### WRITTEN TASK
Copy all the data exactly, except the pictures.

### DATA EXTRACT
....
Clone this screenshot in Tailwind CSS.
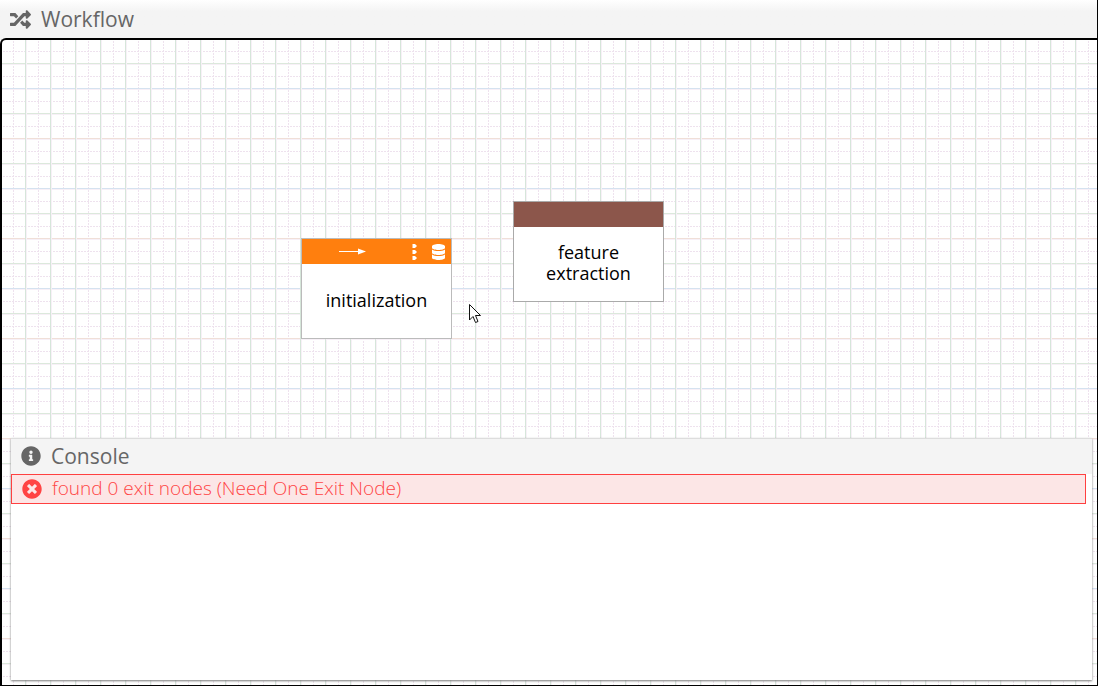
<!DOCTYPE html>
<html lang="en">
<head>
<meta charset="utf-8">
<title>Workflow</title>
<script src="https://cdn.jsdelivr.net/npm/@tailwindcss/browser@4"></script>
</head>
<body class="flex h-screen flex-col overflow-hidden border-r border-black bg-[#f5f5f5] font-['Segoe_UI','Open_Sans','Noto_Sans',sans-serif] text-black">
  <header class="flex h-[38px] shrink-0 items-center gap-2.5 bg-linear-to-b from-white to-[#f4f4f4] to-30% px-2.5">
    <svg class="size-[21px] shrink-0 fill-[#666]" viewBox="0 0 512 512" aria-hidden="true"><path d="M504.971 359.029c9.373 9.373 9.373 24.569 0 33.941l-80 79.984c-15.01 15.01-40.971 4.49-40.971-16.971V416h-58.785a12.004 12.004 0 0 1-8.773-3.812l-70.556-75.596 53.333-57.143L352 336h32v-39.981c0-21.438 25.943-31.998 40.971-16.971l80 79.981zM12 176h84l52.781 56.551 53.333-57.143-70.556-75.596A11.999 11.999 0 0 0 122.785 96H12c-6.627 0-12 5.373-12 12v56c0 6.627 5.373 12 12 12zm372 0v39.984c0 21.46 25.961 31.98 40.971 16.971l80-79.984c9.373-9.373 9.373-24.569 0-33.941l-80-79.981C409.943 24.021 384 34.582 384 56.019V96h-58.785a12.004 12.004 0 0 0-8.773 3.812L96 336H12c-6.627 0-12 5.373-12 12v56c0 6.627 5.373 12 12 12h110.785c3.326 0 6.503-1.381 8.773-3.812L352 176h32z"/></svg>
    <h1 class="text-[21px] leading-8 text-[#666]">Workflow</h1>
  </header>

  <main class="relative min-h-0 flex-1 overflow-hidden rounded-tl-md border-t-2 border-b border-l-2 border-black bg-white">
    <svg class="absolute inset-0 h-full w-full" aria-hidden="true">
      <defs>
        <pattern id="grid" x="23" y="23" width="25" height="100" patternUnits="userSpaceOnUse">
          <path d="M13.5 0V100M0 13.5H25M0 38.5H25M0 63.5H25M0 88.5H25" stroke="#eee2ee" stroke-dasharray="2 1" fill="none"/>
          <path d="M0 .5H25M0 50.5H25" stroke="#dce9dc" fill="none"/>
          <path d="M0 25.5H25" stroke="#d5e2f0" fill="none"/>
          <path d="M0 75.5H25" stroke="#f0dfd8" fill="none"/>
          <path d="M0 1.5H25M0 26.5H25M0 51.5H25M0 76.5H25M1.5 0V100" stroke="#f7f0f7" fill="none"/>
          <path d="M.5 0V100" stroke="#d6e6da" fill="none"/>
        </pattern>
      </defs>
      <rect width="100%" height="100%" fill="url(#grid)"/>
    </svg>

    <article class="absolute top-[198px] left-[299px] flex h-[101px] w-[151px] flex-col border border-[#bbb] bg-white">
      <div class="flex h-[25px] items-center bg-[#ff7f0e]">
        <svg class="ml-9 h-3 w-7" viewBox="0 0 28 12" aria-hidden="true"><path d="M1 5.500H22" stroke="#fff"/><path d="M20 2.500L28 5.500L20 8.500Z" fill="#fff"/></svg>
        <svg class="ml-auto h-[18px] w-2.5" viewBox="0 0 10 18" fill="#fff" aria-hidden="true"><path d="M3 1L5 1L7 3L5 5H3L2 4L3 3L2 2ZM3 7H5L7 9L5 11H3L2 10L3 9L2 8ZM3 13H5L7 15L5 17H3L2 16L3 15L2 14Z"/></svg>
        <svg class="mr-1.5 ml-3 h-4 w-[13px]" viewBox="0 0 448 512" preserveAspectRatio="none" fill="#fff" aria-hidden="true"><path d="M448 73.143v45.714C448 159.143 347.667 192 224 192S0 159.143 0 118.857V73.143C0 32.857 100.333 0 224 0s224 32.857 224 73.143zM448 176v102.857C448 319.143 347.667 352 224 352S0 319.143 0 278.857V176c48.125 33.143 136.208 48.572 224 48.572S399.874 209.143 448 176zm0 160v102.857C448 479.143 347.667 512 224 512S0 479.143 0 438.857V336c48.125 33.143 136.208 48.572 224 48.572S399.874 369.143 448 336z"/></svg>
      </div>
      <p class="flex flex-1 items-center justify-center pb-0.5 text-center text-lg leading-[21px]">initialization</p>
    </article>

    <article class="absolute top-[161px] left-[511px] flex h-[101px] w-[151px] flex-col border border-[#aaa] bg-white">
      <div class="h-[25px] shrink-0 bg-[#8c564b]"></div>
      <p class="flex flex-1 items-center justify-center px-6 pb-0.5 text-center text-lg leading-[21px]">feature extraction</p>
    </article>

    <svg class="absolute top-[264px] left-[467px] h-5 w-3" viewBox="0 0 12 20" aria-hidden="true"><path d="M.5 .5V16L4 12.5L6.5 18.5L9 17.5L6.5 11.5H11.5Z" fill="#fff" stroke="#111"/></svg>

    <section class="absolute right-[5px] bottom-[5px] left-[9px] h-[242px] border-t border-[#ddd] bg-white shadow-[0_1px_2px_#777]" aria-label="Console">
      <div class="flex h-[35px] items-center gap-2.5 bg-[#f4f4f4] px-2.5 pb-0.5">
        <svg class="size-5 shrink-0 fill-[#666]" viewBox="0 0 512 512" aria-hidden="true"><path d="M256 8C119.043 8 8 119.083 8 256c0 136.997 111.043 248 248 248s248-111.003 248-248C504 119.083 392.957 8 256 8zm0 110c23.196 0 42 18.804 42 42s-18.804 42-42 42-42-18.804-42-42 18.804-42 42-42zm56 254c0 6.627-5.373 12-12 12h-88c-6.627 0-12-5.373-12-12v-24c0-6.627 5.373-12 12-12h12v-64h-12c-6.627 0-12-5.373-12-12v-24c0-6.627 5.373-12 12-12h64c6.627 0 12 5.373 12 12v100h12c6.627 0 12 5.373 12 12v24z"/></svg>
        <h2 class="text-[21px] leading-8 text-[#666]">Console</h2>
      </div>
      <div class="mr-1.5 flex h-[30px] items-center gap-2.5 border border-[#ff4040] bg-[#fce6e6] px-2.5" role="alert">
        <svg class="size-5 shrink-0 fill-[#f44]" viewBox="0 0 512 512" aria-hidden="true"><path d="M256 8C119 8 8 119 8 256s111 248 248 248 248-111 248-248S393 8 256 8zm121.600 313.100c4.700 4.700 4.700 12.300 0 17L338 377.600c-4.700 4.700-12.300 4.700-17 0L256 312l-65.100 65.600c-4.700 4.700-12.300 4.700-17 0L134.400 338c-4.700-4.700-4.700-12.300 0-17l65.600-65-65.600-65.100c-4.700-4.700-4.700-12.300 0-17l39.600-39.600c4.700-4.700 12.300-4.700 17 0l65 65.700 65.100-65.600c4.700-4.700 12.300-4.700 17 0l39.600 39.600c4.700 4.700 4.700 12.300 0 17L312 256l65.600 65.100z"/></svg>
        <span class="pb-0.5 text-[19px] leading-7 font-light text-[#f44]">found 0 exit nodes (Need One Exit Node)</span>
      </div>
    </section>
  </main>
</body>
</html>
....
### ANSWER TO THE EXERCISE
Clone this screenshot in Tailwind CSS.
<!DOCTYPE html>
<html lang="en">
<head>
<meta charset="utf-8">
<title>Workflow</title>
<script src="https://cdn.jsdelivr.net/npm/@tailwindcss/browser@4"></script>
</head>
<body class="flex h-screen flex-col overflow-hidden border-r border-black bg-[#f5f5f5] font-['Segoe_UI','Open_Sans','Noto_Sans',sans-serif] text-black">
  <header class="flex h-[38px] shrink-0 items-center gap-2.5 bg-linear-to-b from-white to-[#f4f4f4] to-30% px-2.5">
    <svg class="size-[21px] shrink-0 fill-[#666]" viewBox="0 0 512 512" aria-hidden="true"><path d="M504.971 359.029c9.373 9.373 9.373 24.569 0 33.941l-80 79.984c-15.01 15.01-40.971 4.49-40.971-16.971V416h-58.785a12.004 12.004 0 0 1-8.773-3.812l-70.556-75.596 53.333-57.143L352 336h32v-39.981c0-21.438 25.943-31.998 40.971-16.971l80 79.981zM12 176h84l52.781 56.551 53.333-57.143-70.556-75.596A11.999 11.999 0 0 0 122.785 96H12c-6.627 0-12 5.373-12 12v56c0 6.627 5.373 12 12 12zm372 0v39.984c0 21.46 25.961 31.98 40.971 16.971l80-79.984c9.373-9.373 9.373-24.569 0-33.941l-80-79.981C409.943 24.021 384 34.582 384 56.019V96h-58.785a12.004 12.004 0 0 0-8.773 3.812L96 336H12c-6.627 0-12 5.373-12 12v56c0 6.627 5.373 12 12 12h110.785c3.326 0 6.503-1.381 8.773-3.812L352 176h32z"/></svg>
    <h1 class="text-[21px] leading-8 text-[#666]">Workflow</h1>
  </header>

  <main class="relative min-h-0 flex-1 overflow-hidden rounded-tl-md border-t-2 border-b border-l-2 border-black bg-white">
    <svg class="absolute inset-0 h-full w-full" aria-hidden="true">
      <defs>
        <pattern id="grid" x="23" y="23" width="25" height="100" patternUnits="userSpaceOnUse">
          <path d="M13.5 0V100M0 13.5H25M0 38.5H25M0 63.5H25M0 88.5H25" stroke="#eee2ee" stroke-dasharray="2 1" fill="none"/>
          <path d="M0 .5H25M0 50.5H25" stroke="#dce9dc" fill="none"/>
          <path d="M0 25.5H25" stroke="#d5e2f0" fill="none"/>
          <path d="M0 75.5H25" stroke="#f0dfd8" fill="none"/>
          <path d="M0 1.5H25M0 26.5H25M0 51.5H25M0 76.5H25M1.5 0V100" stroke="#f7f0f7" fill="none"/>
          <path d="M.5 0V100" stroke="#d6e6da" fill="none"/>
        </pattern>
      </defs>
      <rect width="100%" height="100%" fill="url(#grid)"/>
    </svg>

    <article class="absolute top-[198px] left-[299px] flex h-[101px] w-[151px] flex-col border border-[#bbb] bg-white">
      <div class="flex h-[25px] items-center bg-[#ff7f0e]">
        <svg class="ml-9 h-3 w-7" viewBox="0 0 28 12" aria-hidden="true"><path d="M1 5.500H22" stroke="#fff"/><path d="M20 2.500L28 5.500L20 8.500Z" fill="#fff"/></svg>
        <svg class="ml-auto h-[18px] w-2.5" viewBox="0 0 10 18" fill="#fff" aria-hidden="true"><path d="M3 1L5 1L7 3L5 5H3L2 4L3 3L2 2ZM3 7H5L7 9L5 11H3L2 10L3 9L2 8ZM3 13H5L7 15L5 17H3L2 16L3 15L2 14Z"/></svg>
        <svg class="mr-1.5 ml-3 h-4 w-[13px]" viewBox="0 0 448 512" preserveAspectRatio="none" fill="#fff" aria-hidden="true"><path d="M448 73.143v45.714C448 159.143 347.667 192 224 192S0 159.143 0 118.857V73.143C0 32.857 100.333 0 224 0s224 32.857 224 73.143zM448 176v102.857C448 319.143 347.667 352 224 352S0 319.143 0 278.857V176c48.125 33.143 136.208 48.572 224 48.572S399.874 209.143 448 176zm0 160v102.857C448 479.143 347.667 512 224 512S0 479.143 0 438.857V336c48.125 33.143 136.208 48.572 224 48.572S399.874 369.143 448 336z"/></svg>
      </div>
      <p class="flex flex-1 items-center justify-center pb-0.5 text-center text-lg leading-[21px]">initialization</p>
    </article>

    <article class="absolute top-[161px] left-[511px] flex h-[101px] w-[151px] flex-col border border-[#aaa] bg-white">
      <div class="h-[25px] shrink-0 bg-[#8c564b]"></div>
      <p class="flex flex-1 items-center justify-center px-6 pb-0.5 text-center text-lg leading-[21px]">feature extraction</p>
    </article>

    <svg class="absolute top-[264px] left-[467px] h-5 w-3" viewBox="0 0 12 20" aria-hidden="true"><path d="M.5 .5V16L4 12.5L6.5 18.5L9 17.5L6.5 11.5H11.5Z" fill="#fff" stroke="#111"/></svg>

    <section class="absolute right-[5px] bottom-[5px] left-[9px] h-[242px] border-t border-[#ddd] bg-white shadow-[0_1px_2px_#777]" aria-label="Console">
      <div class="flex h-[35px] items-center gap-2.5 bg-[#f4f4f4] px-2.5 pb-0.5">
        <svg class="size-5 shrink-0 fill-[#666]" viewBox="0 0 512 512" aria-hidden="true"><path d="M256 8C119.043 8 8 119.083 8 256c0 136.997 111.043 248 248 248s248-111.003 248-248C504 119.083 392.957 8 256 8zm0 110c23.196 0 42 18.804 42 42s-18.804 42-42 42-42-18.804-42-42 18.804-42 42-42zm56 254c0 6.627-5.373 12-12 12h-88c-6.627 0-12-5.373-12-12v-24c0-6.627 5.373-12 12-12h12v-64h-12c-6.627 0-12-5.373-12-12v-24c0-6.627 5.373-12 12-12h64c6.627 0 12 5.373 12 12v100h12c6.627 0 12 5.373 12 12v24z"/></svg>
        <h2 class="text-[21px] leading-8 text-[#666]">Console</h2>
      </div>
      <div class="mr-1.5 flex h-[30px] items-center gap-2.5 border border-[#ff4040] bg-[#fce6e6] px-2.5" role="alert">
        <svg class="size-5 shrink-0 fill-[#f44]" viewBox="0 0 512 512" aria-hidden="true"><path d="M256 8C119 8 8 119 8 256s111 248 248 248 248-111 248-248S393 8 256 8zm121.600 313.100c4.700 4.700 4.700 12.300 0 17L338 377.600c-4.700 4.700-12.300 4.700-17 0L256 312l-65.100 65.600c-4.700 4.700-12.300 4.700-17 0L134.400 338c-4.700-4.700-4.700-12.300 0-17l65.600-65-65.600-65.100c-4.700-4.700-4.700-12.300 0-17l39.600-39.600c4.700-4.700 12.300-4.700 17 0l65 65.700 65.100-65.600c4.700-4.700 12.300-4.700 17 0l39.600 39.600c4.700 4.700 4.700 12.300 0 17L312 256l65.600 65.100z"/></svg>
        <span class="pb-0.5 text-[19px] leading-7 font-light text-[#f44]">found 0 exit nodes (Need One Exit Node)</span>
      </div>
    </section>
  </main>
</body>
</html>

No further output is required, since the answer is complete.